Since the Communist takeover of China in 1949, the Catholic Church in the country has been divided between an “official” church that is registered and cooperates with the government’s Patriotic Association, and an “underground” church which resists its control.

Currently a student at Notre Dame University pursuing a doctorate in Biblical studies related to the Old Testament, specifically texts from Assyria and Babylonia, Wenxuan joined a number of her fellow students on a panel discussion in Rome on Thursday organized by the University of Notre Dame’s Center for Ethics and Culture during the October Synod of Bishops on youth.

Crux and the Diocese of Orange helped organize the event.

Wenxuan, a convert to Catholicism, made the decision to get baptized at the age of 14 after she was inspired to read about the Catholic Church following visits to several old churches with her mother, who is a history professor.

Though her family was unreligious, Wenxuan said she and her mother visited different churches, considered historical sites in China, throughout her childhood. After being moved by the beauty of a particular church at the age of five, she kept returning to it and began reading about Catholicism online.

When she converted, Wenxuan said she was not asked to register or sign any official document to demonstrate whether she belonged to a registered, government-backed church. Most Catholics in China, she said, don’t distinguish themselves “in that extreme way.”

Going to Mass, “you won’t tell the difference at all,” she said, noting that even in patriotic churches, “on the pastoral level they are orthodox, you hear good homilies, so it’s the same.”

Though she normally attends a patriotic church when she returns to Beijing, Wenxuan said that when traveling, she will at times go to an “underground” church, which on the outside seems like any other church, “but they just have some problems with the government.”

In terms of the faith life in China, Wenxuan said she has never seen or experienced problems and that the situation is not as strict as western nations frequently depict it.

Generally speaking, “people are not hostile to Christians,” she said. “They don’t know what’s going on. Sometimes they think you’re stupid because you believe in something that just sounds crazy,” such as Catholic teachings on the trinitarian nature of God or Jesus’ resurrection from the dead, “but that’s it.”

“They just don’t like it, but they can still be friends,” she said, adding that she has yet to witness any “hardcore persecution, at least in my own circle in Beijing,” though she admitted that in Beijing people are likely more careful and the situation could be different in more rural areas.

Referring to reports of government vandalism of churches, Wenxuan said she’s heard of it happening, but has never witnessed it directly.

She also referred to a new government crackdown on religion in China reportedly banning anyone under 18 from entering a church or attending parish activities, saying that at least in Beijing, this is not the case.

Though it might be a problem in some specific towns, Wenxuan said that in Beijing, “of course” young people under 18 can attend Mass. At least in her parish, “we have catechism class and summer camps for those kids. It’s normal.”

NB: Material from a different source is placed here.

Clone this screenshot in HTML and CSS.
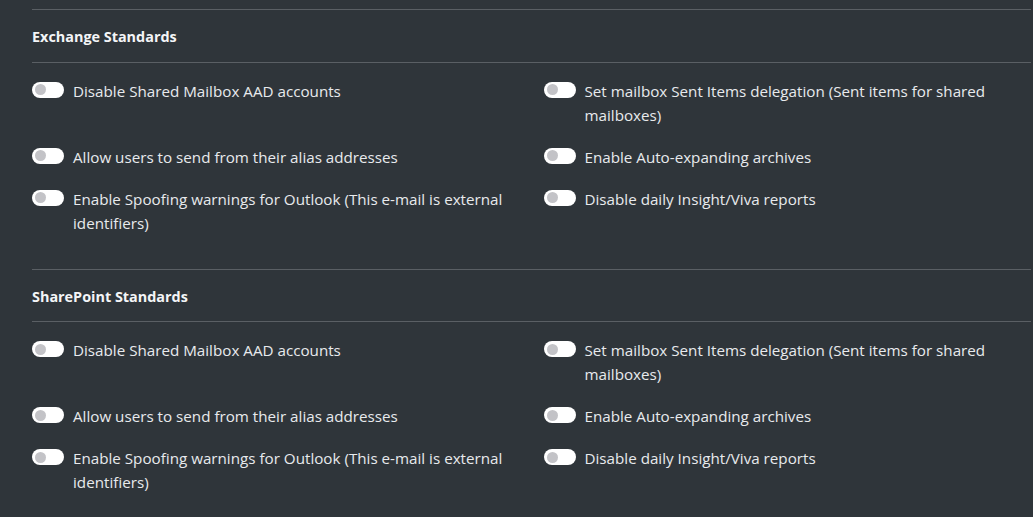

“Whatever is coming from the government, probably there are more restrictions, but they are not influencing the very basic pastoral level of normal faithful. Their life is the same,” she said.

Noting how two Chinese bishops are attending the Oct. 3-28 Synod of Bishops on young people, faith and vocational discernment currently taking place in Rome, marking the first time Chinese prelates have ever been able to attend, Wenxuan said she thinks their presence is “great,” and a positive sign for the Church in China.

“The Church is one. In China, we always confess that the Church is one, we’ve always been saying this, but it’s still important to make it physically one, so I think it’s good,” she said, adding that in China, and even in patriotic parishes, “people love the pope, love the Vatican.”

“People are crazy with the pope,” she said, adding that since Chinese Catholics are more traditional in their faith and practice, it doesn’t take much for them to be enthusiastic over anything to do with Rome, or with Pope Francis, who she said has a positive review in most Chinese circles.